それで、俺はそのときちょうど『Pornograffitti』でスタジオで弾いてたところだったから、タッピングとストリング・スキッピングを使った "Get The Funk Out" のソロを弾いたんだ。もう一度弾こうとしたら、彼は「そのクソみたいなものは弾くな」と言うんだ。「しまった、そうか(蒼白)」と固まってたら、彼は振り返って「冗談だよ」って笑うんだ。(笑)
エディの音は出せないんだと知ってがっかりしたけど、そのおかげで学んだんだ。(ギターサウンドとは)自分と指、ピックのどこをどれくらい持ち、どれ位のハーモニックが出るのか。そういった細かなことは普段考えないけれど、それがプレイヤーの個性を創るんだ。もちろんそれだけでなく、(音楽的に)創造的でなければならないけれど、トーン面に関しては、指と弦とアンプに掛かるものが少なければ少ない程、最も自分らしいサウンドになる。
それを理解してからは、指と弦とアンプ以外のものは欲しいと思わなくなった。RATペダルだけが例外なんだ。
もう1つ、スティーブ・ヴァイの話をしよう。彼がツアーに出る前に(Extreme の新作)アルバムを聴きたいと言うので、彼のスタジオに行ったんだ。彼はスピーカーの前に座って聴いていた。「アルバム全部を止めずに聴きたい、アルバムとして味わいたい」と言ったのに、彼が止めるんだ。
「止めないって言ったじゃん、スティーブ・ヴァイの批判聞かされるの?」ってびびってたら、「違う、どうやってギターサウンドをここに存在させたんだ?」と。「スピーカーのこと?」と訊くと、「いや、(私の指は)スピーカーを指しているけれど、言いたいのはサウンドが聴き手の耳、目に入り込むということだ。どうやったんだ?」とスティーブ。

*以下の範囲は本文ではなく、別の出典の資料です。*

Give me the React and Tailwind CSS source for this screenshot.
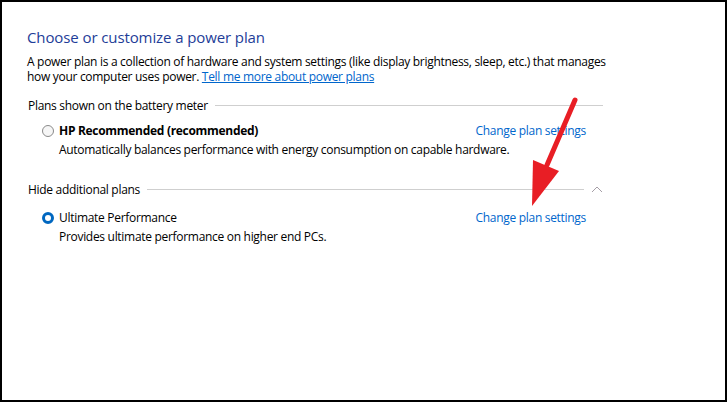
import React from "react";

const font = { fontFamily: '"Segoe UI", "Open Sans", "Noto Sans", sans-serif' };

const Radio = ({ checked }) =>
  checked ? (
    <span className="w-[12px] h-[12px] rounded-full border-[3px] border-[#0067c0] bg-white shrink-0" />
  ) : (
    <span className="w-[12px] h-[12px] rounded-full border border-[#8a8a8a] bg-[#f6f6f6] shrink-0" />
  );

const SectionHeader = ({ label, chevron }) => (
  <div className="flex items-center h-[15px]">
    <span className="pl-px">{label}</span>
    <div className="flex-1 h-px bg-[#cfcfcf] ml-[7px]" />
    {chevron && (
      <svg width="12" height="7" viewBox="0 0 12 7" className="ml-[7px] mr-[-1px]">
        <path d="M1 6 L6 1 L11 6" fill="none" stroke="#a59ea6" strokeWidth="1" />
      </svg>
    )}
  </div>
);

const Plan = ({ name, desc, checked, bold }) => (
  <div className="pl-[15px] pr-[17px]">
    <div className="flex items-center justify-between h-[15px]">
      <div className="flex items-center gap-[5px]">
        <Radio checked={checked} />
        <span className={bold ? "font-bold" : ""}>{name}</span>
      </div>
      <a className="text-[#0066cc] cursor-pointer">Change plan settings</a>
    </div>
    <p className="pl-[17px] mt-[4px] leading-[15px]">{desc}</p>
  </div>
);

export default function App() {
  return (
    <div className="w-[727px] h-[402px] bg-white border-2 border-black relative overflow-hidden" style={font}>
      <div className="pl-[25px] pt-[24px] w-[601px] text-[12px] tracking-[-0.3px] text-black leading-[15px]">
        <h1 className="text-[15px] tracking-[-0.1px] leading-[22px] text-[#1e3d98]">Choose or customize a power plan</h1>
        <p className="mt-[6px] leading-[15px] whitespace-nowrap">
          A power plan is a collection of hardware and system settings (like display brightness, sleep, etc.) that manages
          <br />
          how your computer uses power.{" "}
          <a className="text-[#0066cc] underline cursor-pointer">Tell me more about power plans</a>
        </p>

        <div className="mt-[14px]">
          <SectionHeader label="Plans shown on the battery meter" />
        </div>
        <div className="mt-[10px]">
          <Plan
            bold
            name="HP Recommended (recommended)"
            desc="Automatically balances performance with energy consumption on capable hardware."
          />
        </div>

        <div className="mt-[25px] pr-[1px]">
          <SectionHeader label="Hide additional plans" chevron />
        </div>
        <div className="mt-[13px]">
          <Plan checked name="Ultimate Performance" desc="Provides ultimate performance on higher end PCs." />
        </div>
      </div>

      {/* red annotation arrow */}
      <svg className="absolute left-0 top-0 pointer-events-none" width="727" height="402" viewBox="0 0 727 402">
        <line x1="573" y1="98" x2="545" y2="163" stroke="#e81e25" strokeWidth="5" strokeLinecap="round" />
        <polygon points="531,158 557,169 530,204" fill="#e81e25" />
      </svg>
    </div>
  );
}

「何もしてない」が俺の答えだ。リヴァーブも使わず、直でマトモに分厚く弾いて、ミスもそのまま。俺はいつもドライで生のレコーディングをする、それが自分の音なんだ。
"Rise" のソロではディレイを使っていないのかい?
いいや、アンビエンスくらい。少しばかりディレイを使う時もあるけど。あのMVを公開してから24時間で俺のスマホが爆発したんだ。何でブライアン・メイが?リック・ビアートが?ルカサーもメッセージくれた。同業者が連絡してくるんだ。
私のところにも君のソロについて大勢から連絡がきたよ。
俺の言いたいことはそれで、あれは曲もソロも真っ当なものだった。俺は別にあれがアルバムで最高のソロとは思わないし、最高の曲だとも思わない。でも気付いたんだ。
皆は飢えてるんだよ、ギターの入った曲に。人々は(ビデオを)見て聴こえるもの、それを感じるんだ。気付かされるんだ、楽器に対する身体的、感情的な炎と情熱を。
ビデオはあのソロ自体と同様に重要だと思う。スピリットと歓びを見て感じる必要があったんだ。かつて俺たちがエディを見て、ギタープレイの歓びを感じたように。
ギタープレイってことだけじゃない、彼ら(ギターレジェンド)のプレイを見て、あれを感じたい、ロックバンドをやりたいって思ったのさ。ステージでプレイしたい!って思わせた。(インスタグラムのテクニカルプレイヤーが椅子に座って弾いているのと違い)苦労してもバンドでステージに立ってプレイしたいと思ったのさ。エネルギーと興奮を誰かと分かち合いたいから。